Perhaps — and I float this out there as an act of great generosity — it intends to be a criticism of dogmatic and repressive patriarchal religion. The Pastor Dad is a His-way-or-the-highway type, and Chloe’s older teen brother is a chip off the old male-dictatorial block. If this is indeed the film’s thematic goal, it never achieves ascension. I harbor no affinity whatsoever for private parochial education, but I have to say the movie’s portrayal of a Christian school is a moronic parody that isn’t even amusingly blasphemous. It’s just stereotype city. The Carver family is so over the top in its sectarian posturing, it makes The Witch family look like Anton LaVey’s coffee klatch.

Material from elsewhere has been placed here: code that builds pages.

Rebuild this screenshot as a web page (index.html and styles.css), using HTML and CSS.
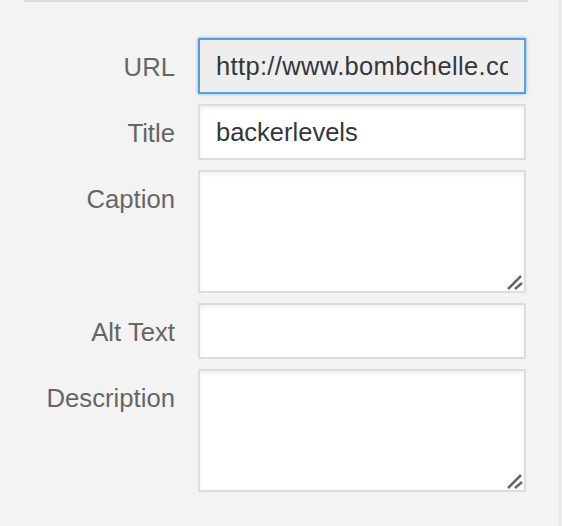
FILE: index.html
```html
<!DOCTYPE html>
<html lang="en">
<head>
<meta charset="utf-8">
<title>Attachment Details</title>
<link rel="stylesheet" href="styles.css">
</head>
<body>
<div class="panel">
  <div class="divider"></div>
  <div class="settings">
    <label class="name" for="f-url">URL</label>
    <input id="f-url" class="field field-readonly" type="text" value="http://www.bombchelle.com/wp-content/uploads/backerlevels.png" readonly>

    <label class="name" for="f-title">Title</label>
    <input id="f-title" class="field" type="text" value="backerlevels">

    <label class="name" for="f-caption">Caption</label>
    <div class="area-wrap">
      <textarea id="f-caption" class="area"></textarea>
      <svg class="grip" width="24" height="24" viewBox="0 0 24 24" aria-hidden="true"><path d="M6 20 L19 7 M13 20 L20 14" stroke="#666666" stroke-width="2.5" stroke-linecap="butt" fill="none"/></svg>
    </div>

    <label class="name" for="f-alt">Alt Text</label>
    <input id="f-alt" class="field" type="text" value="">

    <label class="name" for="f-desc">Description</label>
    <div class="area-wrap">
      <textarea id="f-desc" class="area"></textarea>
      <svg class="grip" width="24" height="24" viewBox="0 0 24 24" aria-hidden="true"><path d="M6 20 L19 7 M13 20 L20 14" stroke="#666666" stroke-width="2.5" stroke-linecap="butt" fill="none"/></svg>
    </div>
  </div>
</div>
</body>
</html>
```
FILE: styles.css
```css
html, body {
  margin: 0;
  padding: 0;
  background: #f3f3f3;
}

body {
  font-family: "Liberation Sans", Arial, sans-serif;
}

.panel {
  width: 561px;
  height: 526px;
  box-sizing: border-box;
  border-right: 2px solid #e6e6e6;
}

.divider {
  margin-left: 24px;
  width: 504px;
  height: 2px;
  background: #dcdcdc;
}

.settings {
  display: grid;
  grid-template-columns: 175px 328px;
  column-gap: 23px;
  row-gap: 10px;
  align-items: start;
  padding-top: 36px;
}

.name {
  font-size: 25.7px;
  line-height: 30px;
  padding-top: 14px;
  color: #666666;
  text-align: right;
}

.field {
  display: block;
  width: 328px;
  height: 56px;
  box-sizing: border-box;
  margin: 0;
  padding: 0 16px;
  border: 2px solid #dddddd;
  border-radius: 0;
  background: #ffffff;
  box-shadow: inset 0 2px 4px rgba(0, 0, 0, 0.07);
  font-family: "Liberation Sans", Arial, sans-serif;
  font-size: 25.5px;
  color: #32373c;
  outline: none;
}

.field-readonly {
  background: #eeeeee;
  border-color: #5b9dd9;
  box-shadow: 0 0 3px rgba(30, 140, 190, 0.6);
  letter-spacing: 0.35px;
}

.area-wrap {
  position: relative;
  width: 328px;
  height: 123px;
}

.area {
  display: block;
  width: 328px;
  height: 123px;
  box-sizing: border-box;
  margin: 0;
  padding: 8px 16px;
  border: 2px solid #dddddd;
  border-radius: 0;
  background: #ffffff;
  box-shadow: inset 0 2px 4px rgba(0, 0, 0, 0.07);
  resize: none;
  outline: none;
  font-family: "Liberation Sans", Arial, sans-serif;
  font-size: 25px;
  color: #32373c;
}

.grip {
  position: absolute;
  right: 0;
  bottom: 0;
  display: block;
}
```
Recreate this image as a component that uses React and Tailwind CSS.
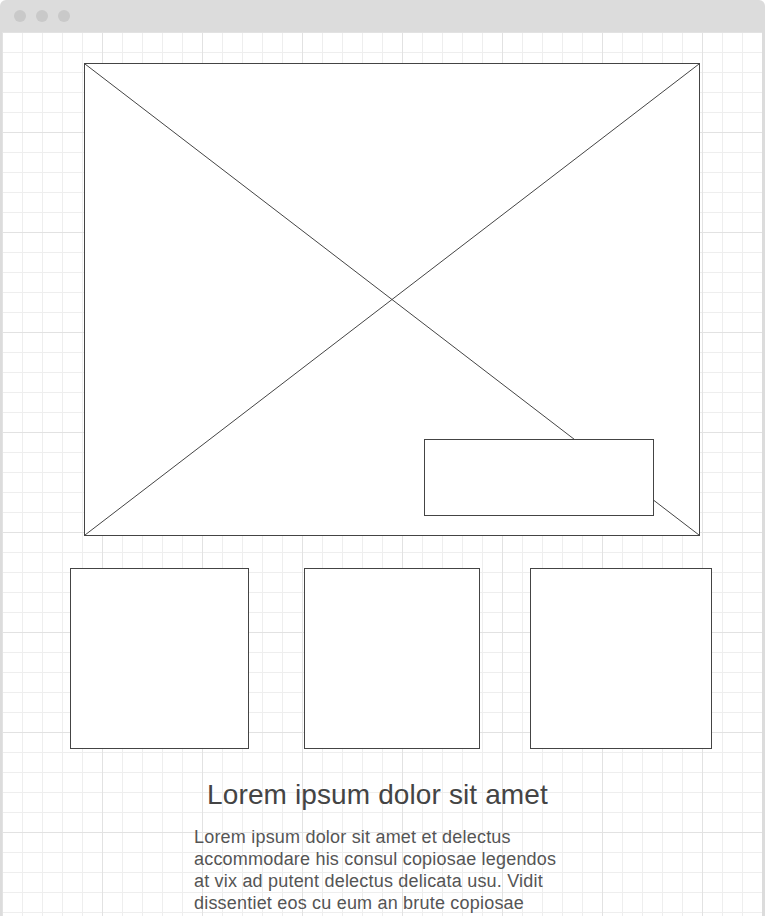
export default function App() {
  const thumbs = [
    { w: 'w-[179px]', ml: 'ml-[68px]' },
    { w: 'w-[176px]', ml: 'ml-[55px]' },
    { w: 'w-[182px]', ml: 'ml-[50px]' },
  ];

  return (
    <div className="h-[916px] w-[765px] overflow-hidden rounded-t-[6px] bg-[#dcdcdc] px-[2px] font-[family-name:'Liberation_Sans',Arial,sans-serif]">
      {/* title bar */}
      <div className="flex h-[32px] items-center gap-[10px] pl-[12px]">
        <span className="h-[12px] w-[12px] rounded-full bg-[#c9c9c9]" />
        <span className="h-[12px] w-[12px] rounded-full bg-[#c9c9c9]" />
        <span className="h-[12px] w-[12px] rounded-full bg-[#c9c9c9]" />
      </div>

      {/* canvas */}
      <div className="h-[884px] w-[760px] bg-white bg-[linear-gradient(to_right,#e2e2e2_1px,transparent_1px),linear-gradient(#e2e2e2_1px,transparent_1px),linear-gradient(to_right,#eeeeee_1px,transparent_1px),linear-gradient(#eeeeee_1px,transparent_1px)] bg-[size:100px_100px,100px_100px,20px_20px,20px_20px] pt-[31px]">
        {/* hero image placeholder */}
        <div className="relative ml-[82px] h-[473px] w-[616px] border border-[#444] bg-white">
          <svg className="absolute inset-0 h-full w-full" viewBox="0 0 614 471" preserveAspectRatio="none">
            <line x1="0" y1="0" x2="614" y2="471" stroke="#444" strokeWidth="1" vectorEffect="non-scaling-stroke" />
            <line x1="614" y1="0" x2="0" y2="471" stroke="#444" strokeWidth="1" vectorEffect="non-scaling-stroke" />
          </svg>
          <div className="absolute left-[339px] top-[375px] h-[77px] w-[230px] border border-[#444] bg-white" />
        </div>

        {/* thumbnails */}
        <div className="mt-[32px] flex">
          {thumbs.map((t, i) => (
            <div key={i} className={`h-[181px] border border-[#444] bg-white ${t.w} ${t.ml}`} />
          ))}
        </div>

        <h1 className="mt-[30px] pr-[9px] text-center text-[28px] leading-[32px] tracking-[0.12px] text-[#444]">
          Lorem ipsum dolor sit amet
        </h1>
        <p className="ml-[192px] mt-[15px] w-[372px] text-[18px] leading-[22px] tracking-[0.2px] text-[#555]">
          Lorem ipsum dolor sit amet et delectus accommodare his consul copiosae legendos at vix ad putent delectus delicata usu. Vidit dissentiet eos cu eum an brute copiosae
        </p>
      </div>
    </div>
  );
}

Also, are we supposed to care about the seven Sin girls and Grace’s mom and dad and brother and sister (and I think there’s a baby too?) and the school teacher and principal and the local sheriff and his wife who are trying to have a baby and the deputy and the two cops from “the big city” who show up to treat the sheriff like a hayseed and the local guy who sells flowers out of an Airstream trailer and his hippie girlfriend who’s the object of nose-wrinkling because she likes to — GASP — walk around barefoot like a total heathen? This thing is just STUFFED with pointless characters who eat up run time so the threadbare plot can meander from one poorly lit scene to the next, many of them buffered by downbeat pop songs mournfully moaned by a sub-par Lana Del Rey clone. This would all be acceptable if it scratched horror dilettantes’ itches with some innovative slaughter, but the kills are just tossed in thoughtlessly with minimal dramatic impact; besides, they’d just get in the way of the discussions about the sheriff’s fertility, because there’s nothing we give a bigger rip about than the guy’s “swimmers.” The only thing that really gets killed here is our interest.

Our Call: SKIP IT. Forgive me father for I’m about to commit the sin of wrath: This movie sucks.